The dilemma, fix interest rates, or stay with variable?
The trend in lower fixed rates suggests that variable rates will reduce significantly in the next year, however, the Reserve Bank is reluctant to join the party, so do you take the lower fixed rates now or wait?
Just in time for the traditionally busy spring auction season, banks have been trying to outdo each other with deals on fixed rate loans.
A clutch of banks – St George Bank, Credit Union Australia and ING Direct – yesterday became the latest to cut fixed-rate loans. This follows moves from nearly all the big banks in recent weeks, with some making two separate cuts to their fixed-rate offer.

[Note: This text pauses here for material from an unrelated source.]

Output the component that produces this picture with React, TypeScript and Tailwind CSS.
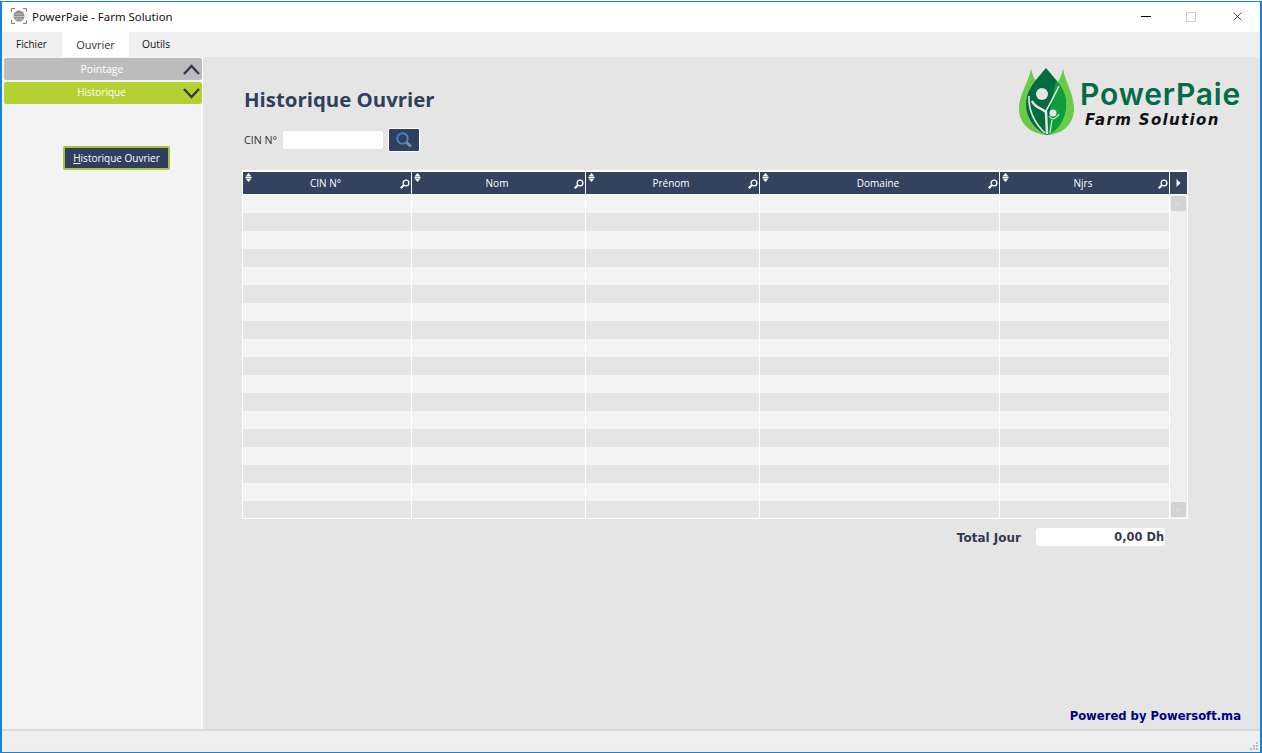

Money markets and some economists – although not all – are betting that the Reserve Bank could cut official cash rates before the end of the year as part of a measure to protect against a slowing global economy.
This has created what is described as an ”inverted yield curve”, an unusual situation where the bank bill swap rate is running at a discount to the cash rate, allowing banks to lock in fixed funding at a cheaper price.
St George is now offering a three-year fixed-rate loan at 6.39 per cent. CUA yesterday cut its three-year fixed-rate home loan by five basis points to 6.34 per cent. Pricing on fixed rates is now running at a substantial discount to variable loans, which currently average 7.1 per cent.
Still, fixed rates provide a dilemma for borrowers: lock in interest rates at present levels for the next few years or take a punt on variable interest rates falling and extract further savings.
But with as much as 50 basis point cuts on fixed rates since the start of August, analysts say a rare opportunity has opened where you can now ”beat the bank”.